--- Recorded data ---

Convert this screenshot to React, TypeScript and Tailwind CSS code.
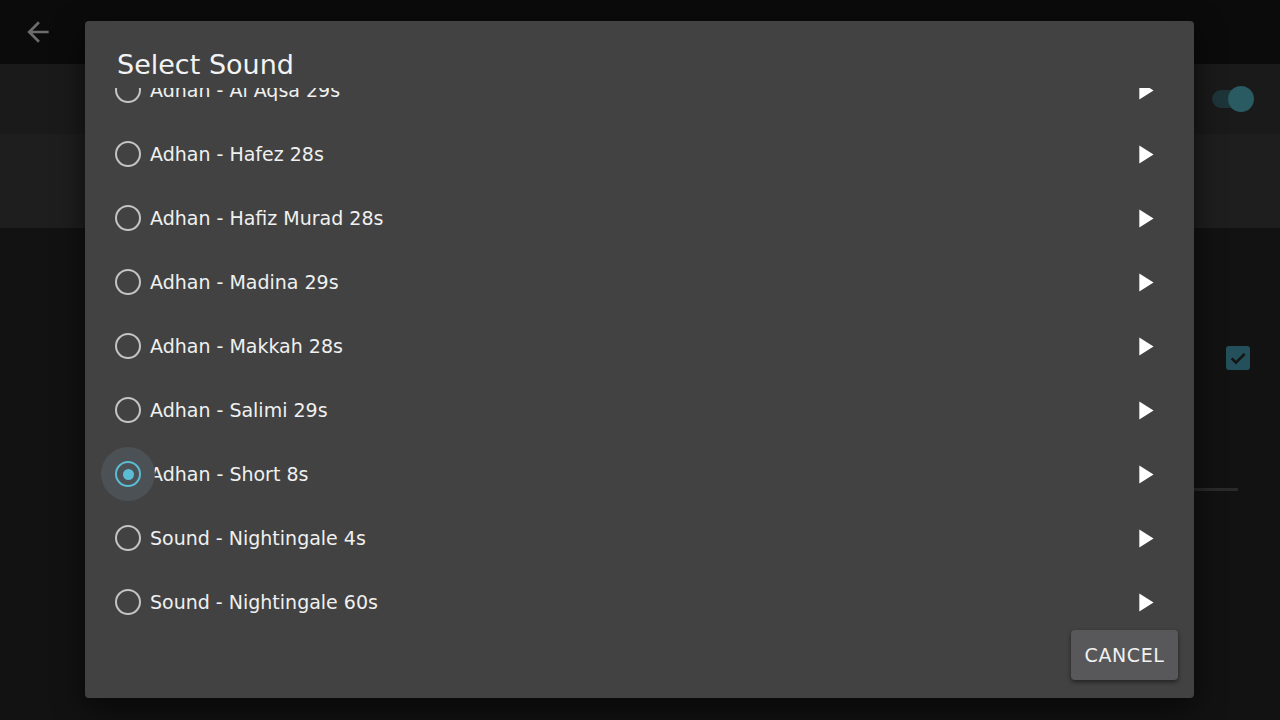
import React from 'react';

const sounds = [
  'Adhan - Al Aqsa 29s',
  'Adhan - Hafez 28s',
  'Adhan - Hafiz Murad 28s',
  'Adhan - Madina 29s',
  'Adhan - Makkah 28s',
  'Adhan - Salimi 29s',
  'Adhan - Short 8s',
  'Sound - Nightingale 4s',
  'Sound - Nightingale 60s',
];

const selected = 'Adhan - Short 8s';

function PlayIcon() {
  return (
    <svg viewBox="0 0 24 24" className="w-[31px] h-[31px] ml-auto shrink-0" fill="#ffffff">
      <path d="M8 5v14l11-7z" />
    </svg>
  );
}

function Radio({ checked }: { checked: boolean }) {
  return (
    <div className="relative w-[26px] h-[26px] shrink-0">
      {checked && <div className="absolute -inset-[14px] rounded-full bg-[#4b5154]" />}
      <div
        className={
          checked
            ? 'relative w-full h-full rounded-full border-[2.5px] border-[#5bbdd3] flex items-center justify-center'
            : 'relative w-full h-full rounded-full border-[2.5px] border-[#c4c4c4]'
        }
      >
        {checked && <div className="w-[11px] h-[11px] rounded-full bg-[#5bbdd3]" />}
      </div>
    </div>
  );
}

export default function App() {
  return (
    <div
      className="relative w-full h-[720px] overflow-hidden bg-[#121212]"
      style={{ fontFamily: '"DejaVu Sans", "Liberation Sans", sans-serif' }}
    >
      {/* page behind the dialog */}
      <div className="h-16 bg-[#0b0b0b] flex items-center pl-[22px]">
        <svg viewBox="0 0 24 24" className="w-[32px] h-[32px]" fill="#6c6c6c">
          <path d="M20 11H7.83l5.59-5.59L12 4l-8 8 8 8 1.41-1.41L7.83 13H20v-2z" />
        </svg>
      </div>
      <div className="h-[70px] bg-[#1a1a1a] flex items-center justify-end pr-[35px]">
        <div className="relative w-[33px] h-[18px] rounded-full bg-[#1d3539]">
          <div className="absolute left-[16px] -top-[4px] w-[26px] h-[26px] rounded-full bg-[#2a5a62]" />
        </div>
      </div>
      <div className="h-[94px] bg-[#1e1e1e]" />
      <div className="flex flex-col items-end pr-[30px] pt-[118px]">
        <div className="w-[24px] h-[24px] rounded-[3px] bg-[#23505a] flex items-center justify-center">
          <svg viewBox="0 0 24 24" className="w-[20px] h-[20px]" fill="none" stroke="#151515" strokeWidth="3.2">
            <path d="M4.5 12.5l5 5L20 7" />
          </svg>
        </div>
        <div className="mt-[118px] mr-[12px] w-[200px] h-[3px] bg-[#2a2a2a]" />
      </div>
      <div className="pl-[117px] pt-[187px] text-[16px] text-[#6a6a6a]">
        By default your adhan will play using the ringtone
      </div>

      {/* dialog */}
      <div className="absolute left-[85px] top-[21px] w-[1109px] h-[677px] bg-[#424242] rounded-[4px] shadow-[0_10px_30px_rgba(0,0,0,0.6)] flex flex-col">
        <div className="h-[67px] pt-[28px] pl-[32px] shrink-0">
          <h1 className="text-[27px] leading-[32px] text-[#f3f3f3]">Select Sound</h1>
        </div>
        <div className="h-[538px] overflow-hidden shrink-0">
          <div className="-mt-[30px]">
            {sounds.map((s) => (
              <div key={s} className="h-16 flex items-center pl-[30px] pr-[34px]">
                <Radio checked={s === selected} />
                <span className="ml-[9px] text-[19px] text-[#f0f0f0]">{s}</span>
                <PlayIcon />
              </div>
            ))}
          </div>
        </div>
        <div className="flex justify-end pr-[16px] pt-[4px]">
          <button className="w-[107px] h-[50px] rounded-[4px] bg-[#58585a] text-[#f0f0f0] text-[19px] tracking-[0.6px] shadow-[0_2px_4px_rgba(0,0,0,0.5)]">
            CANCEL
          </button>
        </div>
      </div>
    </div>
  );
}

---

## Task directions
Using the material above, return every line exactly as it appears, minus the pictures.

## Right answer
Convert this screenshot to React, TypeScript and Tailwind CSS code.
import React from 'react';

const sounds = [
  'Adhan - Al Aqsa 29s',
  'Adhan - Hafez 28s',
  'Adhan - Hafiz Murad 28s',
  'Adhan - Madina 29s',
  'Adhan - Makkah 28s',
  'Adhan - Salimi 29s',
  'Adhan - Short 8s',
  'Sound - Nightingale 4s',
  'Sound - Nightingale 60s',
];

const selected = 'Adhan - Short 8s';

function PlayIcon() {
  return (
    <svg viewBox="0 0 24 24" className="w-[31px] h-[31px] ml-auto shrink-0" fill="#ffffff">
      <path d="M8 5v14l11-7z" />
    </svg>
  );
}

function Radio({ checked }: { checked: boolean }) {
  return (
    <div className="relative w-[26px] h-[26px] shrink-0">
      {checked && <div className="absolute -inset-[14px] rounded-full bg-[#4b5154]" />}
      <div
        className={
          checked
            ? 'relative w-full h-full rounded-full border-[2.5px] border-[#5bbdd3] flex items-center justify-center'
            : 'relative w-full h-full rounded-full border-[2.5px] border-[#c4c4c4]'
        }
      >
        {checked && <div className="w-[11px] h-[11px] rounded-full bg-[#5bbdd3]" />}
      </div>
    </div>
  );
}

export default function App() {
  return (
    <div
      className="relative w-full h-[720px] overflow-hidden bg-[#121212]"
      style={{ fontFamily: '"DejaVu Sans", "Liberation Sans", sans-serif' }}
    >
      {/* page behind the dialog */}
      <div className="h-16 bg-[#0b0b0b] flex items-center pl-[22px]">
        <svg viewBox="0 0 24 24" className="w-[32px] h-[32px]" fill="#6c6c6c">
          <path d="M20 11H7.83l5.59-5.59L12 4l-8 8 8 8 1.41-1.41L7.83 13H20v-2z" />
        </svg>
      </div>
      <div className="h-[70px] bg-[#1a1a1a] flex items-center justify-end pr-[35px]">
        <div className="relative w-[33px] h-[18px] rounded-full bg-[#1d3539]">
          <div className="absolute left-[16px] -top-[4px] w-[26px] h-[26px] rounded-full bg-[#2a5a62]" />
        </div>
      </div>
      <div className="h-[94px] bg-[#1e1e1e]" />
      <div className="flex flex-col items-end pr-[30px] pt-[118px]">
        <div className="w-[24px] h-[24px] rounded-[3px] bg-[#23505a] flex items-center justify-center">
          <svg viewBox="0 0 24 24" className="w-[20px] h-[20px]" fill="none" stroke="#151515" strokeWidth="3.2">
            <path d="M4.5 12.5l5 5L20 7" />
          </svg>
        </div>
        <div className="mt-[118px] mr-[12px] w-[200px] h-[3px] bg-[#2a2a2a]" />
      </div>
      <div className="pl-[117px] pt-[187px] text-[16px] text-[#6a6a6a]">
        By default your adhan will play using the ringtone
      </div>

      {/* dialog */}
      <div className="absolute left-[85px] top-[21px] w-[1109px] h-[677px] bg-[#424242] rounded-[4px] shadow-[0_10px_30px_rgba(0,0,0,0.6)] flex flex-col">
        <div className="h-[67px] pt-[28px] pl-[32px] shrink-0">
          <h1 className="text-[27px] leading-[32px] text-[#f3f3f3]">Select Sound</h1>
        </div>
        <div className="h-[538px] overflow-hidden shrink-0">
          <div className="-mt-[30px]">
            {sounds.map((s) => (
              <div key={s} className="h-16 flex items-center pl-[30px] pr-[34px]">
                <Radio checked={s === selected} />
                <span className="ml-[9px] text-[19px] text-[#f0f0f0]">{s}</span>
                <PlayIcon />
              </div>
            ))}
          </div>
        </div>
        <div className="flex justify-end pr-[16px] pt-[4px]">
          <button className="w-[107px] h-[50px] rounded-[4px] bg-[#58585a] text-[#f0f0f0] text-[19px] tracking-[0.6px] shadow-[0_2px_4px_rgba(0,0,0,0.5)]">
            CANCEL
          </button>
        </div>
      </div>
    </div>
  );
}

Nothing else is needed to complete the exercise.